Prof. Naci Görür: İstanbul'da tehlike ciddi, 10-15 bin ölümle atlatamazsınız

Gölcük ve Düzce depremlerinin İstanbul'da yaşanması beklenen depremi öne çektiğini söyleyen Prof. Dr. Görür, "Depremin 30 yıl içinde yaşanma olasılığı yüzde 60 oldu" dedi

Bilim Akademisi Üyesi ve Yer Bilimci Prof. Dr. Naci Görür, TV5'te katıldığı programda olası İstanbul depremiyle ilgili açıklamalarda bulundu. 

Türkiye'de kentsel dönüşümün müteahhitlerin yolunu açtığını, afet ve risk yönetiminde eksikliklerin bulunduğuna dikkat çeken Prof. Dr. Naci Görür, kendilerinin depremin zamanını bilmediğini ancak bir yer bilimci olarak endişe ettikleri hususları dile getirdiklerini söyledi.

"Gölcük ve Düzce depremleri olmasaydı..."

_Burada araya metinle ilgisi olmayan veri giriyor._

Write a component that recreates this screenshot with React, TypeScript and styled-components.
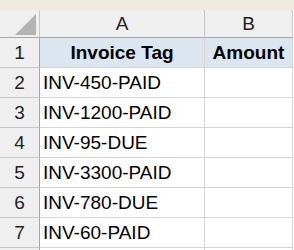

Hem Düzce hem Gölcük depremlerinin Marmara depremini tetiklediğini söyleyen Görür, "Beklediğimiz deprem halihazırda tetiklenmiştir. 99 depremleri olmasaydı, biz bugün Marmara'da deprem bekliyor olmayacaktık." dedi.

"Anadolu, Kuzey Anadolu, Doğu Anadolu faylarıyla Yunanistan'a doğru her yıl 2, 2.5 santim gelir. Bu hareket durmaz, durdurulamaz. Bu mekanizma en son 13 milyon yıl önce gerçekleşti, daha da devam edecek. O hareket devam ederken bir yerde takılır, kayalar gerilir, eninde sonunda patlar, deprem olur. Bunu şunun için söylüyorum, özellikle Gölcük depremi, o zaman zarfında Marmara'nın altındaki kabuğa 220 – 250 senede birikmesi gereken enerjiyi yükledi. Zaten gerilmişti, Marmara'nın altındaki arz kabuğu çatırdamaya başladı." diyen Görür, Marmara'da 7'den büyük bir depremin yaşanması olasılığının yüzde 60'dan fazla olduğuna dikkat çekti. 

"10 - 15 bin ölümle atlatamazsınız"

Geçen yıl Silivri açıklarında yaşanan 5.8'lik depremin, büyük Marmara Depremi'ni daha öne çekmiş olabileceğini vurgulayan Prof. Görür, Marmara Denizi'nin dünyada en iyi bilinen iç denizi olduğunu da ifade etti. Araştırmalarını devletten bir kuruş almadan uluslararası fonlarla yaptıklarını söyleyen Görür, şunları da söyledi:

İstanbul'da tehlike ciddi. 10 – 15 bin ölümle bunu atlatamazsınız. 1 milyon 600 bin binanın yüzde 1'i, 16 bin bina yapar. Beklediğimiz depremde desek ki, İstanbul'daki depremde insanların yüzde 99'u burnu kanamadan çıkacak. Geriye kalıyor yüzde 1, 16 bin bina, rakamlar 500 bine çıkıyor. Yüzde 1'i de alma. Binde 25'i düşün. 4 bin binayı 4 katla çarpsan, her katta iki daire, 32 bin daire her daireye 4 kişiyi koy, yine 120 binleri bulacaktır. Öyle 10 bin ölümle bu doğru değil. Deprem veya herhangi bir afette en büyük tehlike, o tehlikenin cahili olmaktır.
İstanbul'u veya bir kenti depreme hazırlamak için önce yönetimi depreme hazırlamak lazım. Yani İstanbul'u yönetenlerin, Valilik, belediye veya bunlara bağlı kuruluşların, afet yönetimi nedir, risk yönetimi nedir, biliyor ve sindirmiş olmaları lazım. Depreme hazırlanacaksak, bilinçsiz bir halkla baş edemezsiniz. Yani halk, deprem öncesinde, deprem sonrasında ne yapacağını biliyor olması lazım. Halk eğitimi olmalı.

"Kanal İstanbul depremi tetiklemez ama..."

Kanal İstanbul'un İstanbul'da yaşanacak bir depremi tetiklemeyeceğini ancak depremden çok kötü etkileneceğini de söyleyen Görür, şöyle konuştu:

Kanal İstanbul depremi tetiklemez ama deprem Kanal İstanbul'u çok kötü etkiler. Böyle bir projeyi bir yer bilimci olarak doğru bulmuyorum. Bize çok pahalıya mal olabilir. Depremle bu yapının sınavı depremin bu yapıyı büyük ölçüde tahrip edebileceği gibi bir endişem var, geriye dönüşü olmayan sonuçlara yol açabilir. İstanbul için en sağlıklı proje insanların eve, anadoluya dönmesi projesidir.